Buying from Computer Village is not automatically wrong. There are legitimate sellers operating there who deal in genuine used or refurbished iPhones. The difference is verification. Before any payment, run the IMEI on imei.info and the serial number on checkcoverage.apple.com. Test iMessage, Face ID, and the App Store while you are still standing in the seller’s space. If a seller will not allow you five to ten minutes to run these checks, that is your answer. Any legitimate seller of a genuine iPhone has no reason to rush you.

Jumia and other formal online platforms offer some additional consumer protection relative to anonymous social media vendors, but they are not immune to counterfeit listings. The same IMEI and serial number checks apply regardless of platform. Request the IMEI before purchase, verify it against Apple’s database, and only complete the transaction when the numbers check out.

The Information Gap Is the Business Model

The fake iPhone market runs on one thing: people not knowing how to verify what they are buying. The checks that distinguish a genuine iPhone from a convincing clone are not technical. They do not require tools or training. They take less time than the sales pitch the seller uses to convince you the phone is real. But most buyers do not know these checks exist, or they are uncomfortable performing them in front of a seller, or they want to believe the price they are being offered is legitimate and allow that want to override their judgment.

Understanding how to verify an original iPhone using IMEI is ultimately about not being available for a specific kind of exploitation.
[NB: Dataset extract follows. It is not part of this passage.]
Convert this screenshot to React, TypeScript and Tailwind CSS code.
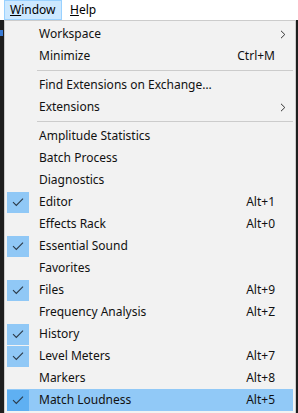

The people selling these phones are not making a mistake. They know the phone is fake. They are banking on the buyer not knowing how to confirm it. The five-minute check that prevents a N200,000 loss is not a technical barrier. It is an information one.

The NCC’s Device Management System will eventually change the structural conditions of this market. Phones with invalid or duplicate IMEIs will lose network access, and the economic logic of selling them will shift. But that system is rolling out gradually, and in the meantime, the market is exactly as it has been. Buyers in Nigeria need to protect themselves now, with the verification tools that already exist, before the regulatory infrastructure catches up to the problem.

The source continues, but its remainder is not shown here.